→ REQUEST
Which lines have the string "styles"? Copy all of them from the entries below.

——————

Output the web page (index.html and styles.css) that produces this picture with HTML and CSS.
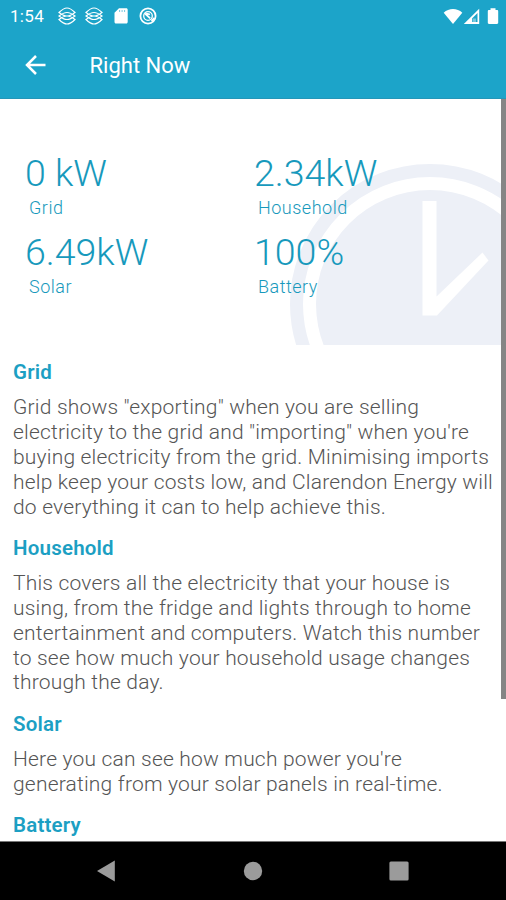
FILE: index.html
```html
<!DOCTYPE html>
<html lang="en">
<head>
  <meta charset="UTF-8">
  <meta name="viewport" content="width=device-width, initial-scale=1.0">
  <title>Right Now</title>
  <link rel="stylesheet" href="styles.css">
</head>
<body>

<header class="header">
  <div class="status-bar">
    <span class="time">1:54</span>
    <div class="notifications">
      <svg class="layers" width="18" height="18" viewBox="0 0 18 18">
        <path d="M1 5.500C4 2.500 6.500 1 9 1s5 1.500 8 4.500C14 7.800 11.500 9 9 9S4 7.800 1 5.500zM1 9c3-2.300 5.500-3.500 8-3.500s5 1.200 8 3.500c-3 2.300-5.500 3.500-8 3.500S4 11.300 1 9zM1 12.500C4 10.200 6.500 9 9 9s5 1.200 8 3.500c-3 3-5.500 4.500-8 4.500s-5-1.500-8-4.500z"/>
      </svg>
      <svg class="layers" width="18" height="18" viewBox="0 0 18 18">
        <path d="M1 5.500C4 2.500 6.500 1 9 1s5 1.500 8 4.500C14 7.800 11.500 9 9 9S4 7.800 1 5.500zM1 9c3-2.300 5.500-3.500 8-3.500s5 1.200 8 3.500c-3 2.300-5.500 3.500-8 3.500S4 11.300 1 9zM1 12.500C4 10.200 6.500 9 9 9s5 1.200 8 3.500c-3 3-5.500 4.500-8 4.500s-5-1.500-8-4.500z"/>
      </svg>
      <svg width="18" height="18" viewBox="0 0 18 18">
        <path fill="#fff" d="M7 1.200h7.200c.9 0 1.500.6 1.500 1.500v12.200c0 .9-.6 1.500-1.500 1.500H4c-.9 0-1.500-.6-1.500-1.500V5.700z"/>
        <path stroke="#1ca4c9" stroke-opacity=".6" d="M7.600 3v2M10.100 3v2M12.600 3v2"/>
      </svg>
      <svg width="18" height="18" viewBox="0 0 18 18" fill="none" stroke="#fff">
        <circle cx="9" cy="9" r="7.600" stroke-width="1.800"/>
        <circle cx="9" cy="9" r="4.300" stroke-width="1.300"/>
        <path stroke-width="1.800" d="m6 6.500 5.200 4.800M7 6.300l4 1.200M12.500 14l3-3"/>
      </svg>
    </div>
    <div class="system">
      <svg width="20" height="17" viewBox="0 0 20 17"><path fill="#fff" d="M.7 4.700C5.800-.1 14.200-.1 19.300 4.700L10 16z"/></svg>
      <svg width="17" height="17" viewBox="0 0 17 17"><path fill="#fff" fill-rule="evenodd" d="M16.200.7V16H.8zM14.500 5 9 10.500V14h5.500z"/><path fill="#fff" opacity=".4" d="M9.500 10.500H13V14H9.500z"/></svg>
      <svg width="12" height="17" viewBox="0 0 12 17"><path fill="#fff" d="M3.500.3h5V2H10c.7 0 1.200.5 1.200 1.200v11.600c0 .7-.5 1.200-1.200 1.200H2c-.7 0-1.200-.5-1.200-1.200V3.200C.8 2.500 1.300 2 2 2h1.500z"/></svg>
    </div>
  </div>
  <div class="app-bar">
    <svg class="back" width="22" height="22" viewBox="0 0 22 22"><path d="M20.500 11H2.500M11 2 2 11l9 9"/></svg>
    <h1 class="title">Right Now</h1>
  </div>
</header>

<main class="content">
  <section class="summary">
    <div class="reading">
      <div class="value">0 kW</div>
      <div class="label">Grid</div>
    </div>
    <div class="reading">
      <div class="value">2.34kW</div>
      <div class="label">Household</div>
    </div>
    <div class="reading">
      <div class="value">6.49kW</div>
      <div class="label">Solar</div>
    </div>
    <div class="reading">
      <div class="value">100%</div>
      <div class="label">Battery</div>
    </div>
    <svg class="clock" width="216" height="182" viewBox="0 0 216 182">
      <circle cx="140" cy="141" r="133.500" fill="none" stroke="#edf0f7" stroke-width="13"/>
      <circle cx="140" cy="141" r="114" fill="#edf0f7"/>
      <path fill="#fff" d="M132.500 38h14v95.500l46-44 6 8-51.500 55h-14.500z"/>
    </svg>
  </section>

  <section class="info">
    <h2>Grid</h2>
    <p>Grid shows "exporting" when you are selling<br>
      electricity to the grid and "importing" when you're<br>
      buying electricity from the grid. Minimising imports<br>
      help keep your costs low, and Clarendon Energy will<br>
      do everything it can to help achieve this.</p>
    <h2>Household</h2>
    <p>This covers all the electricity that your house is<br>
      using, from the fridge and lights through to home<br>
      entertainment and computers. Watch this number<br>
      to see how much your household usage changes<br>
      through the day.</p>
    <h2>Solar</h2>
    <p>Here you can see how much power you're<br>
      generating from your solar panels in real-time.</p>
    <h2>Battery</h2>
  </section>
  <div class="scrollbar"></div>
</main>

<nav class="nav-bar">
  <svg width="20" height="22" viewBox="0 0 20 22"><path d="M1 11 18.800.5v21z"/></svg>
  <svg width="20" height="22" viewBox="0 0 20 22"><circle cx="10" cy="11" r="9.200"/></svg>
  <svg width="20" height="22" viewBox="0 0 20 22"><rect x=".4" y="1.400" width="19.200" height="19.200" rx="1.500"/></svg>
</nav>

</body>
</html>
```
FILE: styles.css
```css
* {
  box-sizing: border-box;
}

body {
  display: flex;
  flex-direction: column;
  height: 900px;
  margin: 0;
  overflow: hidden;
  font-family: Roboto, sans-serif;
  background: #fff;
}

h1, h2, p {
  margin: 0;
}

svg {
  display: block;
  flex: none;
}

.header {
  height: 99px;
  flex: none;
  color: #fff;
  background: #1ca4c9;
  border-bottom: 1px solid #2496b8;
}

.status-bar {
  display: flex;
  align-items: center;
  height: 32px;
  padding: 0 7.5px 0 10px;
}

.time {
  width: 47.5px;
  font-size: 17px;
  letter-spacing: 0.3px;
}

.notifications {
  display: flex;
  gap: 9px;
}

.layers {
  fill: none;
  stroke: #fff;
  stroke-width: 1.2;
}

.system {
  display: flex;
  margin-left: auto;
}

.system svg:last-child {
  margin-left: 7px;
}

.app-bar {
  display: flex;
  align-items: center;
  height: 66px;
  padding-left: 24.5px;
}

.back {
  fill: none;
  stroke: #fff;
  stroke-width: 2.5;
}

.title {
  margin-left: 43px;
  font-size: 22px;
  font-weight: 400;
}

.content {
  position: relative;
  flex: 1;
  overflow: hidden;
}

.summary {
  position: relative;
  display: grid;
  grid-template-columns: 229px 1fr;
  grid-auto-rows: 79px;
  height: 246px;
  padding: 52px 0 0 25px;
  color: #1799bc;
}

.value {
  position: relative;
  z-index: 1;
  font-size: 37.5px;
  font-weight: 350;
  line-height: 45px;
}

.label {
  position: relative;
  z-index: 1;
  padding-left: 4px;
  font-size: 18px;
  font-weight: 350;
  line-height: 23px;
  letter-spacing: 0.5px;
}

.clock {
  position: absolute;
  right: 0;
  bottom: 0;
}

.info {
  padding: 14px 0 0 13px;
}

.info h2 {
  color: #1c9fc3;
  font-size: 20.5px;
  font-weight: 600;
  line-height: 26px;
  letter-spacing: 0.2px;
}

.info p {
  margin: 10.2px 0 15.5px;
  color: #555;
  font-size: 21px;
  font-weight: 300;
  line-height: 24.85px;
  letter-spacing: 0.19px;
  white-space: nowrap;
}

.scrollbar {
  position: absolute;
  top: 0;
  right: 0;
  width: 5px;
  height: 600px;
  background: #858585;
}

.nav-bar {
  display: flex;
  justify-content: space-between;
  align-items: center;
  flex: none;
  height: 59px;
  padding: 0 97px 0 96px;
  background: #000;
  border-top: 1px solid #777;
}

.nav-bar svg {
  fill: #9b9b9b;
}
```
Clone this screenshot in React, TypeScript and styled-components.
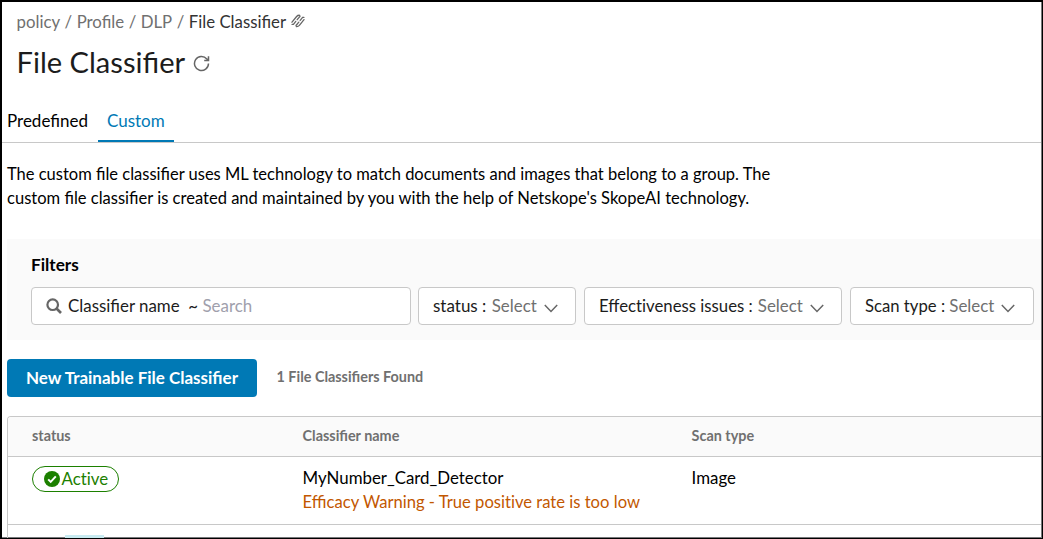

——————

→ CORRECT RESPONSE
Output the web page (index.html and styles.css) that produces this picture with HTML and CSS.
  <link rel="stylesheet" href="styles.css">
FILE: styles.css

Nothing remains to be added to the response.